**Objective:** Please copy every line of the records below that holds the word "code".
** START Available records **
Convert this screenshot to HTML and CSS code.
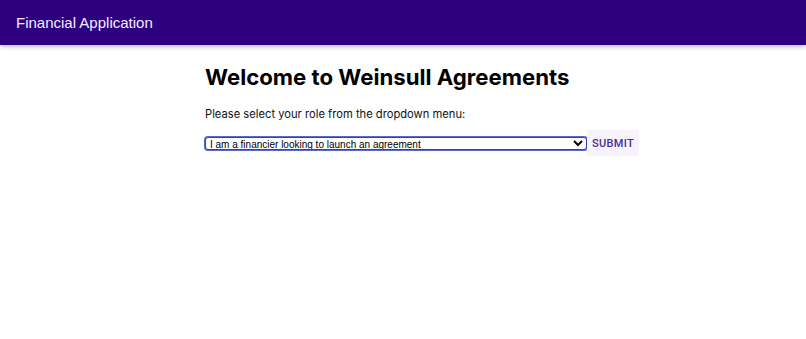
FILE: index.html
```html
<!DOCTYPE html>
<html>
<head>
<meta charset="utf-8">
<link rel="stylesheet" href="styles.css">
</head>
<body>
<header class="app-bar">
  <div class="app-title">Financial Application</div>
</header>
<main class="container">
  <h1 class="welcome">Welcome to Weinsull Agreements</h1>
  <p class="prompt">Please select your role from the dropdown menu:</p>
  <form class="role-form">
    <select class="role-select">
      <option>I am a financier looking to launch an agreement</option>
      <option>I am an investor</option>
    </select>
    <button type="button" class="submit-btn">SUBMIT</button>
  </form>
</main>
</body>
</html>
```
FILE: styles.css
```css
html, body {
  margin: 0;
  padding: 0;
  background: #ffffff;
  font-family: "Liberation Sans", Arial, sans-serif;
}
.app-bar {
  height: 45px;
  background: #2e007f;
  display: flex;
  align-items: center;
  padding: 0 16px;
  box-shadow: 0 2px 4px rgba(0,0,0,0.25);
}
.app-title {
  color: #f3ecff;
  font-size: 15px;
  padding-bottom: 1px;
}
.container {
  width: 396px;
  margin: 0 auto;
  white-space: nowrap;
}
.welcome {
  font-family: Inter, "Liberation Sans", sans-serif;
  font-size: 22.2px;
  font-weight: 700;
  margin: 18px 0 0 0;
  line-height: 27px;
  color: #000;
}
.prompt {
  font-family: Inter, "Liberation Sans", sans-serif;
  font-size: 11.2px;
  color: #111;
  margin: 17px 0 0 0;
  line-height: 14px;
}
.role-form {
  display: flex;
  align-items: center;
  margin-top: 9px;
}
.role-select {
  flex-shrink: 0;
  width: 382px;
  height: 13px;
  font-family: "Liberation Sans", Arial, sans-serif;
  font-size: 10px;
  border: 1px solid #3040b0;
  border-radius: 3px;
  padding: 0;
  background: #fff;
  color: #000;
  box-shadow: 0 0 0 1px #5a6ad0;
}
.submit-btn {
  flex-shrink: 0;
  width: 52px;
  height: 26px;
  margin-left: 0;
  border: none;
  background: #f6f3fb;
  color: #4a2a98;
  font-family: Roboto, "Liberation Sans", sans-serif;
  font-size: 11px;
  font-weight: 500;
  letter-spacing: 0.3px;
  padding: 0;
}
```
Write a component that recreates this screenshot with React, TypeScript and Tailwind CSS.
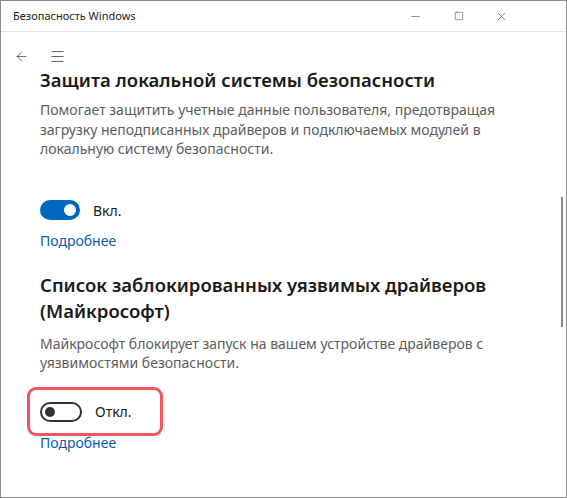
import { ArrowLeft, Menu, Minus, Square, X } from "lucide-react";

function Toggle({ on }: { on: boolean }) {
  return on ? (
    <div className="flex h-5 w-10 items-center justify-end rounded-full bg-[#0067c0] px-[4px]">
      <div className="h-3 w-3 rounded-full bg-white" />
    </div>
  ) : (
    <div className="flex h-5 w-[42px] items-center rounded-full border-2 border-[#333] px-[3px]">
      <div className="h-[10px] w-[10px] rounded-full bg-[#333]" />
    </div>
  );
}

export default function App() {
  return (
    <div
      className="relative flex h-[498px] w-[567px] flex-col overflow-hidden border border-[#8a8a8a] bg-white text-[#1a1a1a]"
      style={{ fontFamily: '"Noto Sans", "Open Sans", sans-serif' }}
    >
      {/* title bar */}
      <div className="flex h-[31px] shrink-0 items-center border-b border-[#e6e6e6] pl-3 pr-[43px]">
        <span className="flex-1 text-[11px] text-[#222]">Безопасность Windows</span>
        <div className="flex h-full items-center text-[#333]">
          <div className="flex w-[43px] justify-center">
            <Minus size={13} strokeWidth={1} />
          </div>
          <div className="flex w-[43px] justify-center">
            <Square size={10} strokeWidth={1.2} />
          </div>
          <div className="flex w-[43px] justify-center">
            <X size={13} strokeWidth={1} />
          </div>
        </div>
      </div>

      {/* nav */}
      <div className="flex h-[46px] shrink-0 items-center gap-[20px] pl-[13px] pt-[2px] text-[#444]">
        <ArrowLeft size={15} strokeWidth={1.2} />
        <Menu size={17} strokeWidth={1.2} />
      </div>

      <div className="flex-1 pl-[39px] pr-6">
        <h2 className="-mt-[11px] text-[18.5px] font-semibold leading-[26px]">
          Защита локальной системы безопасности
        </h2>
        <p className="mt-[7px] text-[14px] leading-[19.5px] text-[#5d5d5d]">
          Помогает защитить учетные данные пользователя, предотвращая загрузку неподписанных
          драйверов и подключаемых модулей в локальную систему безопасности.
        </p>

        <div className="mt-[41px] flex items-center gap-[13px]">
          <Toggle on />
          <span className="text-[14px]">Вкл.</span>
        </div>
        <a className="mt-[10px] block text-[14px] leading-[20px] text-[#0b5cad]">Подробнее</a>

        <h2 className="mt-[21px] text-[18.5px] font-semibold leading-[26px]">
          Список заблокированных уязвимых драйверов (Майкрософт)
        </h2>
        <p className="mt-[10px] text-[14px] leading-[19.5px] text-[#5d5d5d]">
          Майкрософт блокирует запуск на вашем устройстве драйверов с уязвимостями безопасности.
        </p>

        <div className="relative mt-[29px] flex h-5 items-center gap-[13px]">
          <Toggle on={false} />
          <span className="text-[14px]">Откл.</span>
          <div className="absolute -left-[13px] -top-[15px] h-[49px] w-[136px] rounded-[9px] border-[3px] border-[#f2575f]" />
        </div>
        <a className="mt-[11px] block text-[14px] leading-[20px] text-[#0b5cad]">Подробнее</a>
      </div>

      {/* scrollbar */}
      <div className="absolute right-[3px] top-[196px] h-[130px] w-[2px] bg-[#8a8a8a]" />
    </div>
  );
}
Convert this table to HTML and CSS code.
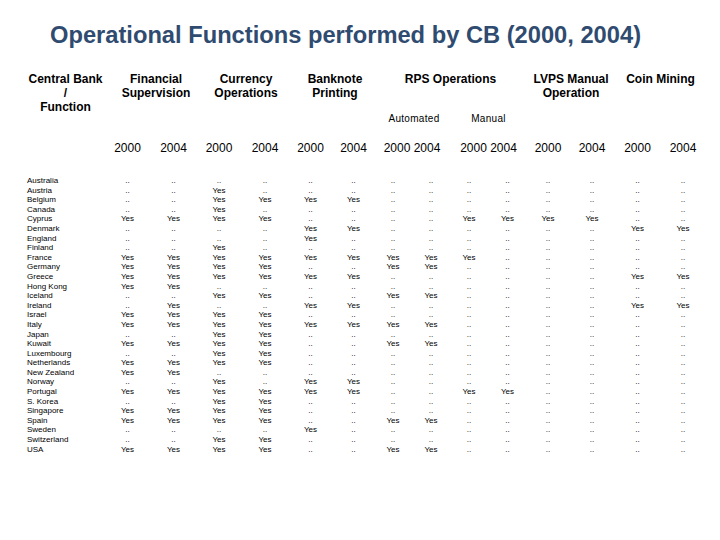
FILE: index.html
```html
<!DOCTYPE html>
<html>
<head>
<meta charset="utf-8">
<link rel="stylesheet" href="styles.css">
</head>
<body>
<div class="slide">
  <h1 class="title">Operational Functions performed by CB (2000, 2004)</h1>
  <div class="table">
    <div class="groups">
      <div class="grp">Central Bank<br>/<br>Function</div>
      <div class="grp fs">Financial<br>Supervision</div>
      <div class="grp co">Currency<br>Operations</div>
      <div class="grp bn">Banknote<br>Printing</div>
      <div class="grp rps">RPS Operations
        <div class="sub"><span>Automated</span><span>Manual</span></div>
      </div>
      <div class="grp">LVPS Manual<br>Operation</div>
      <div class="grp">Coin Mining</div>
    </div>
    <div class="years">
      <span></span>
      <span>2000</span><span>2004</span>
      <span>2000</span><span>2004</span>
      <span>2000</span><span>2004</span>
      <span class="span2">2000 2004</span>
      <span class="span2">2000 2004</span>
      <span>2000</span><span>2004</span>
      <span>2000</span><span>2004</span>
    </div>
    <div class="body">
      <div class="row"><span class="name">Australia</span><span>..</span><span>..</span><span>..</span><span>..</span><span>..</span><span>..</span><span>..</span><span>..</span><span>..</span><span>..</span><span>..</span><span>..</span><span>..</span><span>..</span></div>
      <div class="row"><span class="name">Austria</span><span>..</span><span>..</span><span>Yes</span><span>..</span><span>..</span><span>..</span><span>..</span><span>..</span><span>..</span><span>..</span><span>..</span><span>..</span><span>..</span><span>..</span></div>
      <div class="row"><span class="name">Belgium</span><span>..</span><span>..</span><span>Yes</span><span>Yes</span><span>Yes</span><span>Yes</span><span>..</span><span>..</span><span>..</span><span>..</span><span>..</span><span>..</span><span>..</span><span>..</span></div>
      <div class="row"><span class="name">Canada</span><span>..</span><span>..</span><span>Yes</span><span>..</span><span>..</span><span>..</span><span>..</span><span>..</span><span>..</span><span>..</span><span>..</span><span>..</span><span>..</span><span>..</span></div>
      <div class="row"><span class="name">Cyprus</span><span>Yes</span><span>Yes</span><span>Yes</span><span>Yes</span><span>..</span><span>..</span><span>..</span><span>..</span><span>Yes</span><span>Yes</span><span>Yes</span><span>Yes</span><span>..</span><span>..</span></div>
      <div class="row"><span class="name">Denmark</span><span>..</span><span>..</span><span>..</span><span>..</span><span>Yes</span><span>Yes</span><span>..</span><span>..</span><span>..</span><span>..</span><span>..</span><span>..</span><span>Yes</span><span>Yes</span></div>
      <div class="row"><span class="name">England</span><span>..</span><span>..</span><span>..</span><span>..</span><span>Yes</span><span>..</span><span>..</span><span>..</span><span>..</span><span>..</span><span>..</span><span>..</span><span>..</span><span>..</span></div>
      <div class="row"><span class="name">Finland</span><span>..</span><span>..</span><span>Yes</span><span>..</span><span>..</span><span>..</span><span>..</span><span>..</span><span>..</span><span>..</span><span>..</span><span>..</span><span>..</span><span>..</span></div>
      <div class="row"><span class="name">France</span><span>Yes</span><span>Yes</span><span>Yes</span><span>Yes</span><span>Yes</span><span>Yes</span><span>Yes</span><span>Yes</span><span>Yes</span><span>..</span><span>..</span><span>..</span><span>..</span><span>..</span></div>
      <div class="row"><span class="name">Germany</span><span>Yes</span><span>Yes</span><span>Yes</span><span>Yes</span><span>..</span><span>..</span><span>Yes</span><span>Yes</span><span>..</span><span>..</span><span>..</span><span>..</span><span>..</span><span>..</span></div>
      <div class="row"><span class="name">Greece</span><span>Yes</span><span>Yes</span><span>Yes</span><span>Yes</span><span>Yes</span><span>Yes</span><span>..</span><span>..</span><span>..</span><span>..</span><span>..</span><span>..</span><span>Yes</span><span>Yes</span></div>
      <div class="row"><span class="name">Hong Kong</span><span>Yes</span><span>Yes</span><span>..</span><span>..</span><span>..</span><span>..</span><span>..</span><span>..</span><span>..</span><span>..</span><span>..</span><span>..</span><span>..</span><span>..</span></div>
      <div class="row"><span class="name">Iceland</span><span>..</span><span>..</span><span>Yes</span><span>Yes</span><span>..</span><span>..</span><span>Yes</span><span>Yes</span><span>..</span><span>..</span><span>..</span><span>..</span><span>..</span><span>..</span></div>
      <div class="row"><span class="name">Ireland</span><span>..</span><span>Yes</span><span>..</span><span>..</span><span>Yes</span><span>Yes</span><span>..</span><span>..</span><span>..</span><span>..</span><span>..</span><span>..</span><span>Yes</span><span>Yes</span></div>
      <div class="row"><span class="name">Israel</span><span>Yes</span><span>Yes</span><span>Yes</span><span>Yes</span><span>..</span><span>..</span><span>..</span><span>..</span><span>..</span><span>..</span><span>..</span><span>..</span><span>..</span><span>..</span></div>
      <div class="row"><span class="name">Italy</span><span>Yes</span><span>Yes</span><span>Yes</span><span>Yes</span><span>Yes</span><span>Yes</span><span>Yes</span><span>Yes</span><span>..</span><span>..</span><span>..</span><span>..</span><span>..</span><span>..</span></div>
      <div class="row"><span class="name">Japan</span><span>..</span><span>..</span><span>Yes</span><span>Yes</span><span>..</span><span>..</span><span>..</span><span>..</span><span>..</span><span>..</span><span>..</span><span>..</span><span>..</span><span>..</span></div>
      <div class="row"><span class="name">Kuwait</span><span>Yes</span><span>Yes</span><span>Yes</span><span>Yes</span><span>..</span><span>..</span><span>Yes</span><span>Yes</span><span>..</span><span>..</span><span>..</span><span>..</span><span>..</span><span>..</span></div>
      <div class="row"><span class="name">Luxembourg</span><span>..</span><span>..</span><span>Yes</span><span>Yes</span><span>..</span><span>..</span><span>..</span><span>..</span><span>..</span><span>..</span><span>..</span><span>..</span><span>..</span><span>..</span></div>
      <div class="row"><span class="name">Netherlands</span><span>Yes</span><span>Yes</span><span>Yes</span><span>Yes</span><span>..</span><span>..</span><span>..</span><span>..</span><span>..</span><span>..</span><span>..</span><span>..</span><span>..</span><span>..</span></div>
      <div class="row"><span class="name">New Zealand</span><span>Yes</span><span>Yes</span><span>..</span><span>..</span><span>..</span><span>..</span><span>..</span><span>..</span><span>..</span><span>..</span><span>..</span><span>..</span><span>..</span><span>..</span></div>
      <div class="row"><span class="name">Norway</span><span>..</span><span>..</span><span>Yes</span><span>..</span><span>Yes</span><span>Yes</span><span>..</span><span>..</span><span>..</span><span>..</span><span>..</span><span>..</span><span>..</span><span>..</span></div>
      <div class="row"><span class="name">Portugal</span><span>Yes</span><span>Yes</span><span>Yes</span><span>Yes</span><span>Yes</span><span>Yes</span><span>..</span><span>..</span><span>Yes</span><span>Yes</span><span>..</span><span>..</span><span>..</span><span>..</span></div>
      <div class="row"><span class="name">S. Korea</span><span>..</span><span>..</span><span>Yes</span><span>Yes</span><span>..</span><span>..</span><span>..</span><span>..</span><span>..</span><span>..</span><span>..</span><span>..</span><span>..</span><span>..</span></div>
      <div class="row"><span class="name">Singapore</span><span>Yes</span><span>Yes</span><span>Yes</span><span>Yes</span><span>..</span><span>..</span><span>..</span><span>..</span><span>..</span><span>..</span><span>..</span><span>..</span><span>..</span><span>..</span></div>
      <div class="row"><span class="name">Spain</span><span>Yes</span><span>Yes</span><span>Yes</span><span>Yes</span><span>..</span><span>..</span><span>Yes</span><span>Yes</span><span>..</span><span>..</span><span>..</span><span>..</span><span>..</span><span>..</span></div>
      <div class="row"><span class="name">Sweden</span><span>..</span><span>..</span><span>..</span><span>..</span><span>Yes</span><span>..</span><span>..</span><span>..</span><span>..</span><span>..</span><span>..</span><span>..</span><span>..</span><span>..</span></div>
      <div class="row"><span class="name">Switzerland</span><span>..</span><span>..</span><span>Yes</span><span>Yes</span><span>..</span><span>..</span><span>..</span><span>..</span><span>..</span><span>..</span><span>..</span><span>..</span><span>..</span><span>..</span></div>
      <div class="row"><span class="name">USA</span><span>Yes</span><span>Yes</span><span>Yes</span><span>Yes</span><span>..</span><span>..</span><span>Yes</span><span>Yes</span><span>..</span><span>..</span><span>..</span><span>..</span><span>..</span><span>..</span></div>
    </div>
  </div>
</div>
</body>
</html>
```

FILE: styles.css
```css
html, body {
  margin: 0;
  padding: 0;
  background: #ffffff;
}

body {
  font-family: "Liberation Sans", Arial, sans-serif;
  color: #000000;
}

.slide {
  width: 720px;
  height: 540px;
  overflow: hidden;
}

.title {
  margin: 0;
  padding: 21px 0 0 50px;
  font-size: 23.7px;
  line-height: 28px;
  font-weight: bold;
  color: #2f4b70;
}

.table {
  padding-left: 27px;
  margin-top: 23px;
  --cols: 77px 47px 45px 46px 46px 45px 41px 38px 38px 38px 39px 42px 46px 45px 46px;
}

.groups {
  display: grid;
  grid-template-columns: 77px 92px 92px 86px 153px 88px 91px;
  align-items: start;
}

.grp {
  font-size: 12px;
  line-height: 14px;
  font-weight: bold;
  text-align: center;
}

.grp.fs { padding-left: 12px; }
.grp.co { padding-left: 8px; }
.grp.bn { padding-left: 8px; }

.sub {
  display: grid;
  grid-template-columns: 76px 77px;
  margin-top: 27px;
  font-size: 10px;
  line-height: 12px;
  font-weight: normal;
  letter-spacing: 0.3px;
}

.sub span:first-child { padding-left: 4px; }

.years {
  display: grid;
  grid-template-columns: var(--cols);
  margin-top: 16px;
  font-size: 12px;
  line-height: 14px;
  text-align: center;
}

.years .span2 {
  grid-column: span 2;
}

.body {
  margin-top: 21px;
}

.row {
  display: grid;
  grid-template-columns: var(--cols);
  height: 9.6px;
  font-size: 8px;
  line-height: 9.6px;
  text-align: center;
  white-space: nowrap;
}

.row .name {
  text-align: left;
}
```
** END Available records **
**Task result:**
Convert this screenshot to HTML and CSS code.
Convert this table to HTML and CSS code.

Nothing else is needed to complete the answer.